From: David Billinghurst <davebill@c...>
Date: Thu, 28 Jul 2005 21:20:49 +1200
Subject: [GZG] Re: Re: Hello List and some ruminations on FTL

Hi All,

Thanks for the very useful and thought provoking replies.  I've added
some
thoughts and comments below:

> From: Frits Kuijlman <frits@kuijlman.net>
> It is some time since I did anything with the background of the
> VRC/URC, but here is the cartography:
> http://www.frits.cistron.nl/tuffleyverse/vrc/cartography.html
>
> It is basically a string of systems going into the depths of space.
> When I put this background together the requirements I used were
> either a usefull system with possibly habitable planets, or a stopover
> system (ltt 11585) to bridge really long travel distances.

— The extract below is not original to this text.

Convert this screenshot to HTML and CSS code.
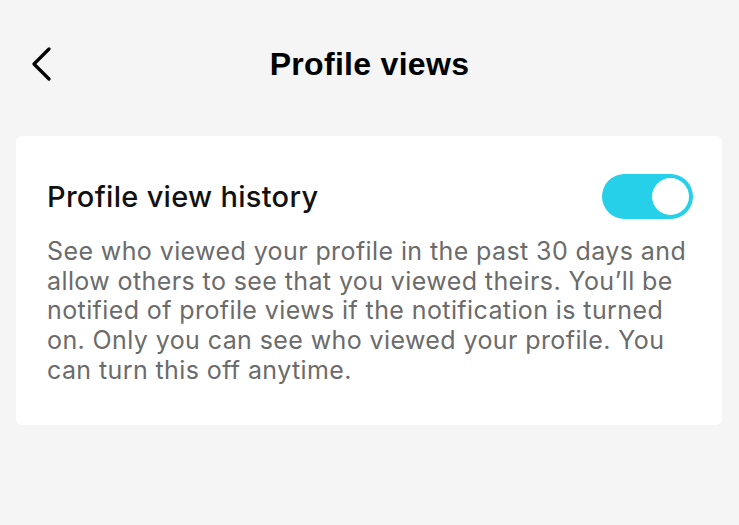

The maximum
> acceptable jump distance I used was about 7LY as you can see from the
> table.

Thanks for the link, Frits.  I like the background work you've done on
the
VRC.  It makes sense that the VRC would be looking for
habital/terraforming
worlds as they need the population base, particularly if they're
concerned
about a possible cataclasym on Earth.

Given that the Tuffleyverse is currently in it's 3rd major war (and that
of
some considerable duration), I would expect that other powers would also
be
thinking seriously about major settlement programmes.  There are two
major
problems with mass resettlement that I can think of.  1) how to shift
the
population (number of hulls) and 2) what to do with them when they first
arrive on the new world.

Peter Hamilton is a writer who has most recently, to my knowledge,
considered this second problem in 'The Reality Dysfunction'.  An
expanding
human colonization programme dumps city-bred newbies on a frontier world
where they're expected to do physical labour (the horror!) and work for
their food.  Of course things go horribly wrong (well, who wants to read
a
story where they live happily ever after in some bucolic Garden of Eden?
Boring! :) ), though for other reasons.  I seem to recall Jerry
Pournelle's
Falkenburg (sp?) saga started in a similar fashion with all the poor
people
being shipped off Earth so the nice people could have some elbow room
:).

For a serious look at how interstellar colonies might be established,
read
Duncan Lunan's 'Man and the Stars'.

A thought on VRC space (Fritsspace? :) ), you mention that VRC also has
mining operations in (some?) neighboring systems and I notice that there
are
several stars fairly close to your 'jump' link.  I would suggest that
there
is little hindering (except perhaps cost) VRC putting stations, similar
to
those in CJ Cherryh's Union/Alliance stories, into likely systems as
bases
for mining operations.	The advantages are that the stations can either
be
built modular with material FTLed in, or boosted in at sub-light speeds
(VRC
is supposed to plan far ahead - send in the exploritory miners to survey
the
system for the mining/processing plant that will arrive in 5 to 10 years
at
sub-light.  When the station arrives, the best lodes will already be
surveyed and the 300 mass station will fire up and begin producing a
return
almost before it's drives are cold).

>From a game point of view, there could be both FT and SG scenarios
around
protecting miners/prospectors, the mining station, itself, and what
about a
fleet encounter in the deep dark when someone stumbles across the
station
boodling along at a high fraction of C?